Intervention de Alain Vasselle

Réunion du 15 septembre 2015 à 21h30
Modernisation de notre système de santé — Article 5 quinquies D, amendement 230

Photo de Alain VasselleAlain Vasselle :

Monsieur le président, mon intervention sur l’article vaudra également présentation de l’amendement n° 230 que j’ai déposé et soumis à l’attention de la commission et de la Haute Assemblée.

L’article 5 quinquies D introduit par l’Assemblée nationale visait à interdire l’exercice de l’activité de mannequin à toute personne dont l’indice de masse corporelle, ou IMC, serait inférieur à une valeur définie.

La difficulté tient au fait que l’Assemblée nationale a fait référence à cet indice. Il faut le rappeler, si l’anorexie mentale est un fléau qui touche près de 40 000 personnes en France et qui doit être fermement combattu, elle ne relève pas du domaine législatif et ne peut encore moins être réduite à un simple calcul mathématique. La pertinence de ce critère d’évaluation suscite des réserves et soulève des problèmes médicaux, juridiques et économiques.

L’anorexie est une maladie psychique complexe qui doit être appréhendée de manière globale par la médecine et non par un simple chiffre qui n’est qu’un indicateur. De plus, les limites des seuils IMC recommandés par l’OMS ne varient pas selon la morphologie d’une personne, son sexe, son âge. Il faut donc les interpréter avec la plus grande prudence.

Ce critère ne s’applique qu’à l’embauche du mannequin, et il est susceptible de varier au fil du temps sans aucune vérification ultérieure, ce qui ne peut en rien garantir l’état de santé du mannequin sur le long terme.

Dès lors qu’il s’appliquera au secteur spécifique du mannequinat, ce critère pourrait aussi être étendu à d’autres secteurs d’activité et d’autres métiers. Définira-t-on un seuil IMC par métier qui interdira certaines embauches ? Un IMC d’obésité sera-t-il défini pour empêcher l’accès à certaines professions ? Définira-t-on un IMC pour autoriser la pratique de certains sports, comme pour l’haltérophilie, le marathon… ?

Il introduit une discrimination forte à l’embauche, puisque « l’apparence physique » ou « l’état de santé » font partie des discriminations mentionnées à l’article L. 1132-1 du code du travail.

Il faut aussi s’interroger sur les conséquences économiques de cet unique critère d’embauche qui défavoriserait les agences de mannequins françaises au profit des agences étrangères ou les inciterait fortement à délocaliser leurs activités, Paris étant la capitale de la mode.

L’amendement n° 230 qui viendra en discussion dans un instant vise à supprimer le critère d'IMC dans l'exercice de l'activité de mannequin et à rappeler spécifiquement aux agences de mannequin leurs obligations, qui relèvent des articles L. 4121-1 et suivants du code du travail, de prendre « les mesures nécessaires pour assurer la sécurité et protéger la santé physique et mentale des travailleurs ».

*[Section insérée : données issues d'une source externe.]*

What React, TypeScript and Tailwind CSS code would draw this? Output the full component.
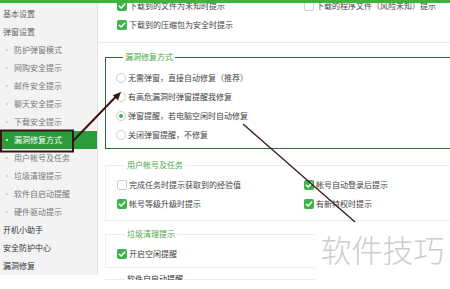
import React from "react";

const Check = ({ on }: { on: boolean }) =>
  on ? (
    <span className="w-[10px] h-[10px] rounded-[2px] bg-[#3cb44a] flex items-center justify-center shrink-0">
      <svg width="8" height="8" viewBox="0 0 8 8">
        <path d="M1.3 4.2 L3.2 6 L6.8 2" stroke="#fff" strokeWidth="1.5" fill="none" strokeLinecap="round" strokeLinejoin="round" />
      </svg>
    </span>
  ) : (
    <span className="w-[10px] h-[10px] rounded-[2px] border border-[#cfcfcf] bg-white shrink-0" />
  );

const Radio = ({ on }: { on: boolean }) => (
  <span className="w-[10px] h-[10px] rounded-full border border-[#d0d0d0] bg-white flex items-center justify-center shrink-0">
    {on && <span className="w-[4px] h-[4px] rounded-full bg-[#3cb44a]" />}
  </span>
);

const CRow = ({ on, text }: { on: boolean; text: string }) => (
  <div className="h-[19px] flex items-center gap-[2px] whitespace-nowrap">
    <Check on={on} />
    <span className="text-[8px] text-[#444]">{text}</span>
  </div>
);

const RRow = ({ on, text }: { on: boolean; text: string }) => (
  <div className="h-[19px] flex items-center gap-[2px] whitespace-nowrap">
    <Radio on={on} />
    <span className="text-[8px] text-[#444]">{text}</span>
  </div>
);

const side: { t: string; k: "h" | "s" | "sel" | "m" }[] = [
  { t: "基本设置", k: "h" },
  { t: "弹窗设置", k: "h" },
  { t: "防护弹窗模式", k: "s" },
  { t: "网购安全提示", k: "s" },
  { t: "邮件安全提示", k: "s" },
  { t: "聊天安全提示", k: "s" },
  { t: "下载安全提示", k: "s" },
  { t: "漏洞修复方式", k: "sel" },
  { t: "用户帐号及任务", k: "s" },
  { t: "垃圾清理提示", k: "s" },
  { t: "软件自启动提醒", k: "s" },
  { t: "硬件驱动提示", k: "s" },
  { t: "开机小助手", k: "m" },
  { t: "安全防护中心", k: "m" },
  { t: "漏洞修复", k: "m" },
];

export default function App() {
  return (
    <div className="w-[450px] h-[289px] bg-white relative overflow-hidden font-['Noto_Sans_CJK_SC',sans-serif]">
      <div className="h-[3px] bg-[#3cb43c]" />
      <div className="flex h-[277px] overflow-hidden">
        <aside className="w-[98px] h-[272px] shrink-0 bg-[#f3f3f3] border-r border-[#e4e4e4] pt-[2px]">
          {side.map((s) => (
            <div
              key={s.t}
              className={
                s.k === "sel"
                  ? "h-[18px] flex items-center bg-[#2c9b3c] text-white pl-[6px] gap-[6px] text-[8px]"
                  : s.k === "s"
                  ? "h-[18px] flex items-center text-[#777] pl-[6px] gap-[6px] text-[8px]"
                  : s.k === "h"
                  ? "h-[18px] flex items-center text-[#666] pl-[3px] text-[8px]"
                  : "h-[18px] flex items-center text-[#333] pl-[3px] text-[8px]"
              }
            >
              {s.k === "sel" && <span className="w-[2px] h-[2px] rounded-full bg-white" />}
              {s.k === "s" && <span className="w-[2px] h-[2px] rounded-full bg-[#c8c8c8]" />}
              <span>{s.t}</span>
            </div>
          ))}
        </aside>
        <main className="flex-1 flex flex-col overflow-hidden min-w-0">
          <section className="border-b border-[#e8e8e8] pb-[8px] pl-[19px] grid grid-cols-[187px_1fr]">
            <div className="mt-[-7px]">
              <CRow on text="下载到的文件为未知时提示" />
              <CRow on text="下载到的压缩包为安全时提示" />
            </div>
            <div className="mt-[-7px]">
              <CRow on={false} text="下载的程序文件（风险未知）提示" />
            </div>
          </section>
          <fieldset className="border border-[#2f6b3a] ml-[7px] mr-[-10px] mt-[8px] pl-[10px] pt-[5px] pb-[4px]">
            <legend className="ml-[7px] px-[2px] text-[8px] leading-[12px] text-[#4aa84a]">漏洞修复方式</legend>
            <RRow on={false} text="无需弹窗，直接自动修复（推荐）" />
            <RRow on={false} text="有高危漏洞时弹窗提醒我修复" />
            <RRow on text="弹窗提醒，若电脑空闲时自动修复" />
            <RRow on={false} text="关闭弹窗提醒，不修复" />
          </fieldset>
          <fieldset className="border border-[#ededed] ml-[7px] mr-[-10px] mt-[10px] pl-[11px] pt-[4px] pb-[7px] grid grid-cols-[187px_1fr]">
            <legend className="ml-[8px] px-[2px] text-[8px] leading-[12px] text-[#4aa84a]">用户帐号及任务</legend>
            <div>
              <CRow on={false} text="完成任务时提示获取到的经验值" />
              <CRow on text="帐号等级升级时提示" />
            </div>
            <div>
              <CRow on text="帐号自动登录后提示" />
              <CRow on text="有新特权时提示" />
            </div>
          </fieldset>
          <fieldset className="border border-[#ededed] ml-[7px] mr-[-10px] mt-[7px] pl-[11px] pt-[4px] pb-[4px]">
            <legend className="ml-[8px] px-[2px] text-[8px] leading-[12px] text-[#4aa84a]">垃圾清理提示</legend>
            <CRow on text="开启空闲提醒" />
          </fieldset>
          <fieldset className="border border-[#ededed] ml-[7px] mr-[-10px] mt-[5px] pl-[11px] pt-[4px] pb-[4px]">
            <legend className="ml-[8px] px-[2px] text-[8px] leading-[12px] text-[#333]">软件自启动提醒</legend>
            <CRow on text="开启提醒" />
          </fieldset>
        </main>
      </div>

      <div className="absolute left-[315px] top-[225px] w-[135px] h-[64px] bg-white flex items-start justify-center pt-[4px]">
        <span className="text-[31px] leading-[40px] text-[#cdcdcd] font-['Noto_Sans_CJK_SC',sans-serif] font-light">软件技巧</span>
      </div>

      <svg className="absolute inset-0 pointer-events-none" width="450" height="289">
        <rect x="1" y="130.5" width="72" height="21" fill="none" stroke="#3a1410" strokeWidth="2" />
        <line x1="73" y1="141" x2="116" y2="96.5" stroke="#3a1410" strokeWidth="2" />
        <polygon points="121,92 117.9,100.2 112.9,95.3" fill="#3a1410" />
        <line x1="243" y1="124" x2="355" y2="222" stroke="#3a1a1a" strokeWidth="1.3" />
      </svg>
    </div>
  );
}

Il permet au médecin du travail de jouer pleinement son rôle tant dans la prévention, dans le constat d’un risque pour la santé du mannequin que dans ses recommandations médicales auprès de l’agence de mannequins conformément aux articles L. 4624-1 et L. 4624-3 du code du travail.

Tels sont les éléments de l’exposé des motifs qui justifient cet amendement.